NZ First leader Winston Peters speaks at a public meeting in Orewa. Photo / Peter Meecham
Winston Peters has claimed NZ First had threatened to pull out of the coalition with Labour if it went ahead with a deal over Ihumātao, saying it was a "confidence" issue for NZ First.
In a fiery, racially charged speech to a room of mostly pensioners in Orewa, Peters said too many Māori were trapped in the past and if they'd agreed to a deal it would have opened a flood of settled Treaty claims.
Peters said NZ First "went to the wall over Ihumātao," rejecting Labour's attempts to get a deal across the line three times.
NZ First also refused Labour's request to invoke the "agree to disagree" provisions in the coalition agreement - a step that would have allowed Labour to go ahead with the deal but without NZ First publicly supporting it.
Peters said when NZ First negotiated to be in a coalition government with Labour it agreed it was not going to abide by "politically correct policies".
"That was the foundational basis agreed prior to government formation talks even beginning. That's how critical it was to us."
Prime Minister Jacinda Ardern then blindsided NZ First by trying to get a deal while Peters was overseas, he said.
Ihumātao, near Auckland airport, is owned by Fletcher Building but has been occupied since 2016 in attempts to stop a housing development.
After months of tense protest action, in July Ardern said no building would take place at Ihumātao while the Government and other parties tried to broker a solution. That is yet to be resolved.
Peters said Labour wanted to do a deal.
"We said no. For us it was a matter of deep principle. For us it was fundamental to whether we maintained confidence in Labour. So we told Labour that. And staved off any action before the election."
But he warned what would happen if Labour was re-elected without NZ First as a governing partner.
"If Labour governs after the election, by themselves, heaven forbid, or with the Greens, God help us all, then they will do a deal at Ihumātao."
Peters' hour-long public meeting, attended by about 100 masked pensioners, was a return to his "one law for all" addresses in the coastal north Auckland suburb.
"Too many Maori … cannot shift their mindset," he said to his audience.
"They're stuck in the past and they want you to pay for it."
He called colonialism "a lousy excuse" and said he'd never heard ex-All Black Buck Shelford say "don't tackle me too hard, I'm Māori".
"One law for all has always been our mantra," Peters said.
Peters was an admirer of Sir Robert Muldoon, and the Orewa Rotary Club was used by Muldoon for an annual address there each summer.
In 2004, former National Party leader Don Brash delivered his famous "one law for all speech" at the Orewa Rotary Club.
Brash' speech warned against a "dangerous drift to racial separatism" and attacked the Labour Government's seabed and foreshore proposals.
It propelled National up the polls - the One News-Colmar Brunton poll taken immediately after it recorded a 17-point jump for National to give it 45 per cent support.
Peters was asked whether his speech was inspired by Brash's speech and if he was race-baiting to boost his support after the latest poll put NZ First on 2 per cent.
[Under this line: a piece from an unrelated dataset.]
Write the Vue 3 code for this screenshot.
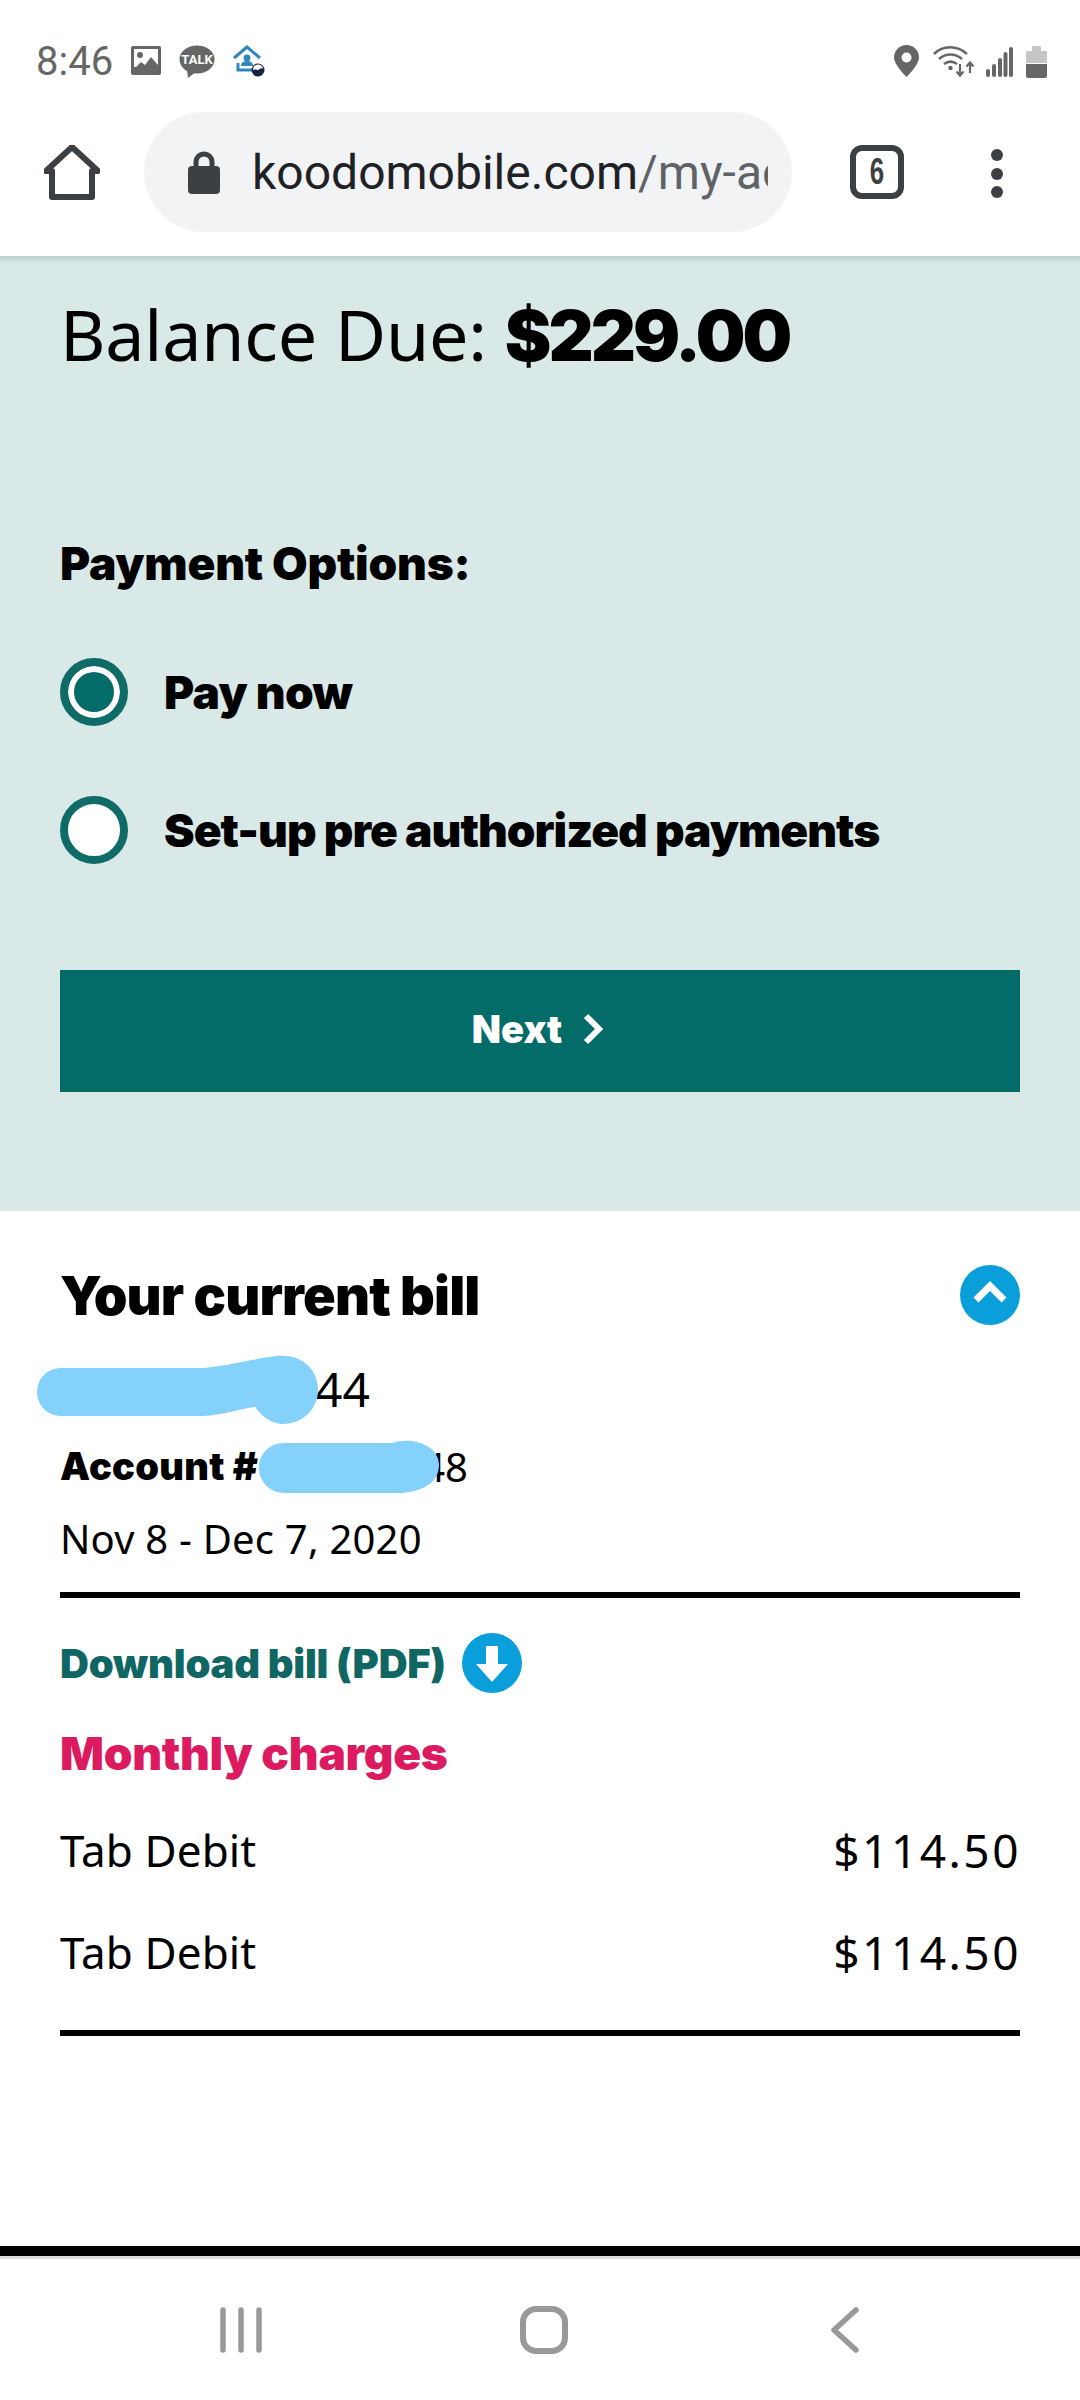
<script setup>
const charges = [
  { label: 'Tab Debit', amount: '$114.50' },
  { label: 'Tab Debit', amount: '$114.50' }
]
</script>

<template>
  <div class="screen">
    <header class="status">
      <div class="status-left">
        <span class="time">8:46</span>
        <svg class="ic-photo" width="30" height="30" viewBox="0 0 30 30">
          <rect width="30" height="29" rx="2" fill="#666" />
          <rect x="3" y="3" width="24" height="20" fill="#fff" />
          <circle cx="9" cy="9" r="3" fill="#666" />
          <path d="M3 23l7-7 4 3 6-8 7 8v7H3z" fill="#666" />
          <rect x="3" y="21" width="24" height="5" fill="#666" />
        </svg>
        <svg class="ic-talk" width="36" height="33" viewBox="0 0 36 33">
          <ellipse cx="18" cy="14.5" rx="17.5" ry="14" fill="#666" />
          <path d="M8 24l1 9 9-7z" fill="#666" />
          <text x="18" y="19" text-anchor="middle" class="talk">TALK</text>
        </svg>
        <svg class="ic-house" width="32" height="32" viewBox="0 0 32 32">
          <path d="M1 13L14 2l13 11" fill="none" stroke="#2f86bd" stroke-width="3" />
          <circle cx="14" cy="13" r="3.4" fill="#2f86bd" />
          <path d="M8 21c0-4 3-5 6-5s6 1 6 5z" fill="#2f86bd" />
          <path d="M5 18v7h15" fill="none" stroke="#2f86bd" stroke-width="3" />
          <circle cx="25" cy="25" r="6.5" fill="#14233f" />
          <path d="M20 25a5 5 0 0 1 10-1c-2-2-4 1-5 1s-3-1-5 0z" fill="#fff" />
        </svg>
      </div>
      <div class="status-right">
        <svg class="ic-pin" width="25" height="32" viewBox="0 0 25 32">
          <path d="M12.500 0C5.500 0 0 5.500 0 12.500 0 20 12.500 32 12.500 32S25 20 25 12.500C25 5.500 19.500 0 12.500 0z" fill="#666" />
          <circle cx="12.500" cy="12.500" r="5" fill="#fff" />
        </svg>
        <svg class="ic-wifi" width="42" height="33" viewBox="0 0 42 33">
          <path d="M1 9C10 0 24 0 34 9M6 14c7-6 16-6 23 0M11 19c4-3 9-3 13 0" fill="none" stroke="#666" stroke-width="2.600" />
          <circle cx="17.500" cy="23" r="2.200" fill="#666" />
          <path d="M27 19v11M23.500 26.500l3.500 4 3.500-4M37 28V18M33.500 21.500l3.500-4 3.500 4" fill="none" stroke="#666" stroke-width="2.200" />
        </svg>
        <svg class="ic-signal" width="27" height="31" viewBox="0 0 27 31">
          <rect x="0" y="23" width="4" height="8" rx="2" fill="#666" />
          <rect x="6" y="18" width="4" height="13" rx="2" fill="#666" />
          <rect x="12" y="12" width="4" height="19" rx="2" fill="#666" />
          <rect x="17.500" y="6" width="4" height="25" rx="2" fill="#666" />
          <rect x="23" y="1" width="4" height="30" rx="2" fill="#666" />
        </svg>
        <svg class="ic-battery" width="21" height="33" viewBox="0 0 21 33">
          <path d="M6 2a1 1 0 0 1 1-1h7a1 1 0 0 1 1 1v4h5a1 1 0 0 1 1 1v11H0V7a1 1 0 0 1 1-1h5z" fill="#c6c6c6" />
          <path d="M0 19h21v12a2 2 0 0 1-2 2H2a2 2 0 0 1-2-2z" fill="#666" />
        </svg>
      </div>
    </header>

    <nav class="toolbar">
      <svg class="ic-home" width="56" height="56" viewBox="0 0 56 56">
        <path d="M8 53V27H2L28 3l26 24h-6v26z" transform="translate(0 -1)" fill="none" stroke="#3c4043" stroke-width="6" stroke-linejoin="round" />
      </svg>
      <div class="omnibox">
        <svg width="32" height="44" viewBox="0 0 32 44">
          <path d="M8 17v-5a8 8 0 0 1 16 0v5" fill="none" stroke="#3c4043" stroke-width="5" />
          <rect y="16" width="32" height="28" rx="4" fill="#3c4043" />
        </svg>
        <div class="url"><span class="host">koodomobile.com</span><span class="path">/my-ac</span></div>
      </div>
      <div class="tabs"><span>6</span></div>
      <div class="dots"><i></i><i></i><i></i></div>
    </nav>

    <section class="pay">
      <h1 class="balance">Balance Due: <b>$229.00</b></h1>
      <h2 class="options">Payment Options:</h2>
      <div class="option first">
        <span class="radio on"></span>
        <span>Pay now</span>
      </div>
      <div class="option second">
        <span class="radio"></span>
        <span>Set-up pre authorized payments</span>
      </div>
      <button class="next">
        <span>Next</span>
        <svg width="26" height="32" viewBox="0 0 26 32"><path d="M4 3l13 13L4 29" fill="none" stroke="#fff" stroke-width="6" /></svg>
      </button>
    </section>

    <section class="bill">
      <svg class="scribble one" width="284" height="72" viewBox="0 0 290 72" preserveAspectRatio="none">
        <circle cx="25" cy="38" r="24" fill="#84d2fc" />
        <path d="M25 14H170C200 12 240 0 255 2C275 3 288 18 288 36C288 55 272 70 252 70C240 70 228 60 224 53C200 56 190 62 165 62H25Z" fill="#84d2fc" />
      </svg>
      <svg class="scribble two" width="180" height="56" viewBox="0 0 176 56" preserveAspectRatio="none">
        <path d="M25 4H130C150 -3 176 6 176 26C176 44 160 52 140 54H25C10 54 0 42 0 29C0 15 10 4 25 4Z" fill="#84d2fc" />
      </svg>
      <div class="bill-head">
        <h2>Your current bill</h2>
        <svg width="60" height="60" viewBox="0 0 60 60">
          <circle cx="30" cy="30" r="30" fill="#0a9fdb" />
          <path d="M16 35l14-14 14 14" fill="none" stroke="#fff" stroke-width="7" />
        </svg>
      </div>
      <div class="phone">44</div>
      <div class="account"><b>Account #</b><span>48</span></div>
      <div class="dates">Nov 8 - Dec 7, 2020</div>
      <hr class="rule" />
      <div class="download">
        <span>Download bill (PDF)</span>
        <svg width="60" height="60" viewBox="0 0 60 60">
          <circle cx="30" cy="30" r="30" fill="#0a9fdb" />
          <path d="M24 13h12v18h10L30 49 14 31h10z" fill="#fff" />
        </svg>
      </div>
      <h3 class="monthly">Monthly charges</h3>
      <div class="charge" v-for="(c, i) in charges" :key="i">
        <span class="label">{{ c.label }}</span><span class="amount">{{ c.amount }}</span>
      </div>
      <hr class="rule end" />
    </section>

    <div class="spacer"></div>
    <div class="blackbar"></div>

    <footer class="navbar">
      <svg width="44" height="46" viewBox="0 0 44 46">
        <g fill="none" stroke="#999" stroke-width="5.500" stroke-linecap="round">
          <path d="M4 3v40M22 3v40M40 3v40" />
        </g>
      </svg>
      <svg class="nav-home" width="48" height="48" viewBox="0 0 48 48">
        <rect x="3" y="3" width="42" height="42" rx="13" fill="none" stroke="#999" stroke-width="6" />
      </svg>
      <svg width="30" height="46" viewBox="0 0 30 46">
        <path d="M26 3L4 23l22 20" fill="none" stroke="#999" stroke-width="5.500" stroke-linecap="round" stroke-linejoin="round" />
      </svg>
    </footer>
  </div>
</template>

<style>
html, body { margin: 0; background: #fff; }
</style>

<style scoped>
.screen {
  width: 1080px;
  height: 2400px;
  display: flex;
  flex-direction: column;
  background: #fff;
  font-family: "Noto Sans", "Open Sans", sans-serif;
  color: #000;
  overflow: hidden;
}
h1, h2, h3 { margin: 0; font-weight: 400; }

.status {
  height: 112px;
  box-sizing: border-box;
  padding: 10px 33px 0 36px;
  display: flex;
  justify-content: space-between;
  align-items: center;
  flex: none;
}
.status-left, .status-right { display: flex; align-items: center; }
.status-left { gap: 18px; }
.ic-wifi { margin-left: 14px; }
.ic-signal { margin-left: 11px; }
.ic-battery { margin-left: 13px; }
.time { font: 40px Roboto, sans-serif; color: #666; }
.talk { font: 700 13px Roboto, sans-serif; fill: #fff; }

.toolbar {
  height: 144px;
  flex: none;
  display: flex;
  align-items: flex-start;
  position: relative;
  z-index: 1;
  background: #fff;
}
.ic-home { margin: 33px 0 0 44px; }
.omnibox {
  margin-left: 44px;
  width: 648px;
  height: 120px;
  box-sizing: border-box;
  border-radius: 60px;
  background: #f1f3f4;
  display: flex;
  align-items: center;
  padding-left: 44px;
  gap: 32px;
}
.url {
  width: 516px;
  overflow: hidden;
  white-space: nowrap;
  font: 48px Roboto, sans-serif;
  color: #5f6368;
}
.host { color: #202124; }
.tabs {
  margin: 33px 0 0 58px;
  width: 54px;
  height: 54px;
  box-sizing: border-box;
  border: 6px solid #3c4043;
  border-radius: 12px;
  display: flex;
  align-items: center;
  justify-content: center;
  font: 700 36px "Liberation Sans", sans-serif;
  color: #3c4043;
}
.tabs span { transform: scaleX(0.72); }
.dots {
  margin: 37px 0 0 87px;
  display: flex;
  flex-direction: column;
  gap: 6.500px;
}
.dots i { width: 12px; height: 12px; border-radius: 50%; background: #3c4043; display: block; }

.pay {
  height: 955px;
  flex: none;
  box-sizing: border-box;
  padding: 33px 60px 0;
  background: linear-gradient(#b9cccb, #d9e9e8 7px);
  display: flex;
  flex-direction: column;
}
.balance { font-size: 70px; line-height: 90px; letter-spacing: -0.2px; }
.balance b { font-family: Inter, sans-serif; font-weight: 900; letter-spacing: -3px; }
.options {
  margin-top: 154px;
  font: 900 46px/56px Inter, sans-serif;
  letter-spacing: -0.2px;
}
.option {
  display: flex;
  align-items: center;
  gap: 36px;
  font: 900 46px/68px Inter, sans-serif;
}
.option.first { margin-top: 67px; letter-spacing: -0.6px; }
.option.second { margin-top: 70px; letter-spacing: -1px; }
.radio {
  width: 68px;
  height: 68px;
  box-sizing: border-box;
  border: 8px solid #0f6b68;
  border-radius: 50%;
  background: #fff;
  flex: none;
}
.radio.on { background: #036b68; box-shadow: inset 0 0 0 6px #fff; }
.next {
  margin-top: 106px;
  height: 122px;
  border: 0;
  padding: 0 0 4px;
  background: #036b68;
  color: #fff;
  font: 900 38px Inter, sans-serif;
  display: flex;
  align-items: center;
  justify-content: center;
  gap: 20px;
}

.bill { position: relative; padding: 0 60px; flex: none; }
.scribble { position: absolute; z-index: 1; }
.scribble.one { left: 36px; top: 143px; }
.scribble.two { left: 259px; top: 228px; }
.bill-head {
  margin-top: 54px;
  display: flex;
  justify-content: space-between;
  align-items: center;
  height: 60px;
}
.bill-head h2 { font: 900 54px Inter, sans-serif; letter-spacing: -0.8px; }
.phone { margin: 34px 0 0 255px; font-size: 48px; line-height: 60px; }
.account { display: flex; height: 56px; align-items: center; margin-top: 19px; font-size: 40px; }
.account b { font: 900 38px Inter, sans-serif; letter-spacing: 0.3px; }
.account span { margin-left: 164px; }
.dates { margin-top: 15px; font-size: 40px; line-height: 60px; letter-spacing: 0.2px; }
.rule { margin: 0; border: 0; height: 6px; background: #000; }
.dates + .rule { margin-top: 23px; }
.download {
  margin-top: 35px;
  height: 60px;
  display: flex;
  align-items: center;
  gap: 16px;
  font: 900 40px Inter, sans-serif;
  letter-spacing: -0.2px;
  color: #0f6663;
}
.monthly {
  margin-top: 32px;
  font: 900 46px/56px Inter, sans-serif;
  color: #dc1a60;
  letter-spacing: -0.3px;
}
.charge {
  display: flex;
  justify-content: space-between;
  height: 102px;
  align-items: center;
  font-size: 44px;
}
.monthly + .charge { margin-top: 18px; }
.label { letter-spacing: 0.1px; }
.rule.end { margin-top: 27px; }
.amount { letter-spacing: 2.5px; font-size: 46px; margin-right: -1px; }

.spacer { flex: 1; }
.blackbar {
  height: 10px;
  flex: none;
  background: #000;
  border-bottom: 3px solid #ddd;
}
.navbar {
  height: 141px;
  flex: none;
  display: flex;
  align-items: center;
  justify-content: space-between;
  padding: 0 220px 0 219px;
  box-sizing: border-box;
}
.nav-home { margin-right: 6px; }
</style>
"With the greatest respect I was the one that made these matters a long, long time ago. A long time before you'd ever heard of Don Brash," Peters said.
During his speech, he also took aim at National, Act and "tokenistic, I'm-better-than-you woke people".
And he blasted the "commentariat" - or media - for telling "the most heinous of lies" about his party.
"I want them all to know their nightmare is coming because they have been lying about a party called New Zealand First and we're here to put the record straight."